» Problem: Extract the full set of records, then give each one again exactly.
-- begin --
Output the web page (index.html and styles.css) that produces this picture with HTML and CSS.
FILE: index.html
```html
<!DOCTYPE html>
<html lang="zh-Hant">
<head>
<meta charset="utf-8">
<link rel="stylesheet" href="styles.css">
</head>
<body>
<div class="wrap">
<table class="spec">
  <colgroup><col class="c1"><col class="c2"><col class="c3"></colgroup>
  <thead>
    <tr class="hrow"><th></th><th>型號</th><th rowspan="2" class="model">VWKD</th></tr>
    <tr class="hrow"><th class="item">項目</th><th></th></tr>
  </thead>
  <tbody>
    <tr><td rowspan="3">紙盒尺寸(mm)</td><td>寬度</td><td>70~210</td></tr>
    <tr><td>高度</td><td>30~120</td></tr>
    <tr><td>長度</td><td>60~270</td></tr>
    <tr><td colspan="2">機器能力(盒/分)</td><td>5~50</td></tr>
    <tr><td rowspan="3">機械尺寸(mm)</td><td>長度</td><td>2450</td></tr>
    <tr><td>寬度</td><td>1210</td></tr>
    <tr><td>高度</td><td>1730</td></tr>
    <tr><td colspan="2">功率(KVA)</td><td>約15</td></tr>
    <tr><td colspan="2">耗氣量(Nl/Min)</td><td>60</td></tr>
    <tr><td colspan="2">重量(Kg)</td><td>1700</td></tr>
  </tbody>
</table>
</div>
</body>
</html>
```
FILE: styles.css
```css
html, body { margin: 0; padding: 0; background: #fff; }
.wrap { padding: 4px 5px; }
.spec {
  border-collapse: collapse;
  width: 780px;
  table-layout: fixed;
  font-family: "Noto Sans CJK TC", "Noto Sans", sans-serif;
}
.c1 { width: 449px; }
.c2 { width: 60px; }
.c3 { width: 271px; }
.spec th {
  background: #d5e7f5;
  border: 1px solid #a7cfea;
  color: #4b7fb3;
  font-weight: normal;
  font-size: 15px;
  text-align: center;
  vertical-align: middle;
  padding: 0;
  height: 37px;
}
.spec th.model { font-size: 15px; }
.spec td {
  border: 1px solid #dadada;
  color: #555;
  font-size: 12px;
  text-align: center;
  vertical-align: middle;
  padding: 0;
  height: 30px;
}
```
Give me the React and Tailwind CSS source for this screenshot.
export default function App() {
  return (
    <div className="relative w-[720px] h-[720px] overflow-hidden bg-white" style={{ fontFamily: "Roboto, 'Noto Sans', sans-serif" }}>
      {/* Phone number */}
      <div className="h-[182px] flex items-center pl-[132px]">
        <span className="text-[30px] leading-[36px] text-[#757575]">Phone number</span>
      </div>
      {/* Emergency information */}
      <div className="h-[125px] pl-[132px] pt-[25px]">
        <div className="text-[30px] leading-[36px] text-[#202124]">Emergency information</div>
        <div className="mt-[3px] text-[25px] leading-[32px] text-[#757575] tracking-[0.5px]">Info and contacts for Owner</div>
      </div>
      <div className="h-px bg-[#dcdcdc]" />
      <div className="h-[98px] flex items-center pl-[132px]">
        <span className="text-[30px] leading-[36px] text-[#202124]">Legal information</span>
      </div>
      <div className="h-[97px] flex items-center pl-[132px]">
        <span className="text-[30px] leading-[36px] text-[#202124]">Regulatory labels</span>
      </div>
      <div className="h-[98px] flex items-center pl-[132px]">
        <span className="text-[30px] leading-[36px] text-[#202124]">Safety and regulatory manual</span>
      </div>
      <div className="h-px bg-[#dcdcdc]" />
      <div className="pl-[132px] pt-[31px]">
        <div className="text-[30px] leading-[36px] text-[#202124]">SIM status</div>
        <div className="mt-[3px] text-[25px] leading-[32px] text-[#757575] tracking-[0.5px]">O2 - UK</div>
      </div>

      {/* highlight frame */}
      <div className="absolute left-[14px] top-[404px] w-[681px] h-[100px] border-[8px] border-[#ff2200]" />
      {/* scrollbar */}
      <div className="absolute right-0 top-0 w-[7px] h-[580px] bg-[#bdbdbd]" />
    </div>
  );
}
-- end --
» Answer to this exercise:
Output the web page (index.html and styles.css) that produces this picture with HTML and CSS.
FILE: index.html
```html
<!DOCTYPE html>
<html lang="zh-Hant">
<head>
<meta charset="utf-8">
<link rel="stylesheet" href="styles.css">
</head>
<body>
<div class="wrap">
<table class="spec">
  <colgroup><col class="c1"><col class="c2"><col class="c3"></colgroup>
  <thead>
    <tr class="hrow"><th></th><th>型號</th><th rowspan="2" class="model">VWKD</th></tr>
    <tr class="hrow"><th class="item">項目</th><th></th></tr>
  </thead>
  <tbody>
    <tr><td rowspan="3">紙盒尺寸(mm)</td><td>寬度</td><td>70~210</td></tr>
    <tr><td>高度</td><td>30~120</td></tr>
    <tr><td>長度</td><td>60~270</td></tr>
    <tr><td colspan="2">機器能力(盒/分)</td><td>5~50</td></tr>
    <tr><td rowspan="3">機械尺寸(mm)</td><td>長度</td><td>2450</td></tr>
    <tr><td>寬度</td><td>1210</td></tr>
    <tr><td>高度</td><td>1730</td></tr>
    <tr><td colspan="2">功率(KVA)</td><td>約15</td></tr>
    <tr><td colspan="2">耗氣量(Nl/Min)</td><td>60</td></tr>
    <tr><td colspan="2">重量(Kg)</td><td>1700</td></tr>
  </tbody>
</table>
</div>
</body>
</html>
```
FILE: styles.css
```css
html, body { margin: 0; padding: 0; background: #fff; }
.wrap { padding: 4px 5px; }
.spec {
  border-collapse: collapse;
  width: 780px;
  table-layout: fixed;
  font-family: "Noto Sans CJK TC", "Noto Sans", sans-serif;
}
.c1 { width: 449px; }
.c2 { width: 60px; }
.c3 { width: 271px; }
.spec th {
  background: #d5e7f5;
  border: 1px solid #a7cfea;
  color: #4b7fb3;
  font-weight: normal;
  font-size: 15px;
  text-align: center;
  vertical-align: middle;
  padding: 0;
  height: 37px;
}
.spec th.model { font-size: 15px; }
.spec td {
  border: 1px solid #dadada;
  color: #555;
  font-size: 12px;
  text-align: center;
  vertical-align: middle;
  padding: 0;
  height: 30px;
}
```
Give me the React and Tailwind CSS source for this screenshot.
export default function App() {
  return (
    <div className="relative w-[720px] h-[720px] overflow-hidden bg-white" style={{ fontFamily: "Roboto, 'Noto Sans', sans-serif" }}>
      {/* Phone number */}
      <div className="h-[182px] flex items-center pl-[132px]">
        <span className="text-[30px] leading-[36px] text-[#757575]">Phone number</span>
      </div>
      {/* Emergency information */}
      <div className="h-[125px] pl-[132px] pt-[25px]">
        <div className="text-[30px] leading-[36px] text-[#202124]">Emergency information</div>
        <div className="mt-[3px] text-[25px] leading-[32px] text-[#757575] tracking-[0.5px]">Info and contacts for Owner</div>
      </div>
      <div className="h-px bg-[#dcdcdc]" />
      <div className="h-[98px] flex items-center pl-[132px]">
        <span className="text-[30px] leading-[36px] text-[#202124]">Legal information</span>
      </div>
      <div className="h-[97px] flex items-center pl-[132px]">
        <span className="text-[30px] leading-[36px] text-[#202124]">Regulatory labels</span>
      </div>
      <div className="h-[98px] flex items-center pl-[132px]">
        <span className="text-[30px] leading-[36px] text-[#202124]">Safety and regulatory manual</span>
      </div>
      <div className="h-px bg-[#dcdcdc]" />
      <div className="pl-[132px] pt-[31px]">
        <div className="text-[30px] leading-[36px] text-[#202124]">SIM status</div>
        <div className="mt-[3px] text-[25px] leading-[32px] text-[#757575] tracking-[0.5px]">O2 - UK</div>
      </div>

      {/* highlight frame */}
      <div className="absolute left-[14px] top-[404px] w-[681px] h-[100px] border-[8px] border-[#ff2200]" />
      {/* scrollbar */}
      <div className="absolute right-0 top-0 w-[7px] h-[580px] bg-[#bdbdbd]" />
    </div>
  );
}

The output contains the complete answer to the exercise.